On the iPhone, Apple calls its floating pill-shaped camera system the Dynamic Island, which debuted on the iPhone 14. The iPhone still has the largest camera cutout today, due to its Face ID biometric authentication system. (Barring Google Pixel phones, the vast majority of Android phones don’t offer a secure face authentication equivalent, so they don’t need a bulky camera cutout.) This island could get much smaller, however, thanks to new under-display camera technology announced at Display Week 2026 from Metalenz, a optics startup from Boston.
A Primer on Metasurfaces
Metalenz’s optical metasurfaces technology is a flat-lens system that uses a fraction of the space of traditional multi-lens elements in most smartphones. You can read more about it in our original coverage of the company here, but in short, instead of refracting light through multiple plastic or glass lens elements—which improves image clarity, corrects aberrations, and brings more light to the camera sensor—metasurfaces use a single lens with nanostructures to bend light rays toward the sensors.
Metalenz says more than 300 million of its metasurfaces are already used in consumer devices today, replacing bulky traditional optics in time-of-flight sensors that capture depth information and assist with a camera’s autofocus.
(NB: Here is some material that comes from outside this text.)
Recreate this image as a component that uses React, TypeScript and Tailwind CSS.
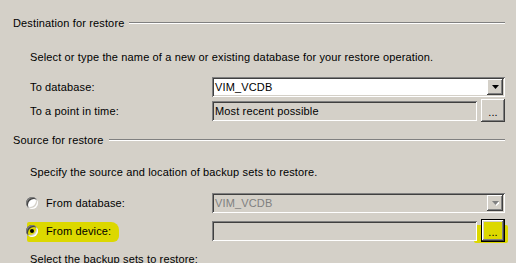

The company also pioneered a method to use these metasurfaces to capture polarization data. When light hits an object with specific material properties, it creates a unique polarization signature. Light reflecting off black ice has a different polarization signature from light reflecting off the road. Using machine learning algorithms, this enables a system that can quickly identify black ice on the road and alert the driver.
Photograph: Courtesy of Metalenz
That’s why the company developed Polar ID, a facial authentication platform to rival Apple’s Face ID. With polarization data, its sensors can distinguish a real face from someone wearing an eerily accurate 3D mask of the same person, because the polarization information from light bouncing off a human’s skin is unique compared to light bouncing off the silicone of the mask. Yes, it’s even more secure than Google’s face unlock system on Pixels, which can be spoofed with a high-quality 3D mask.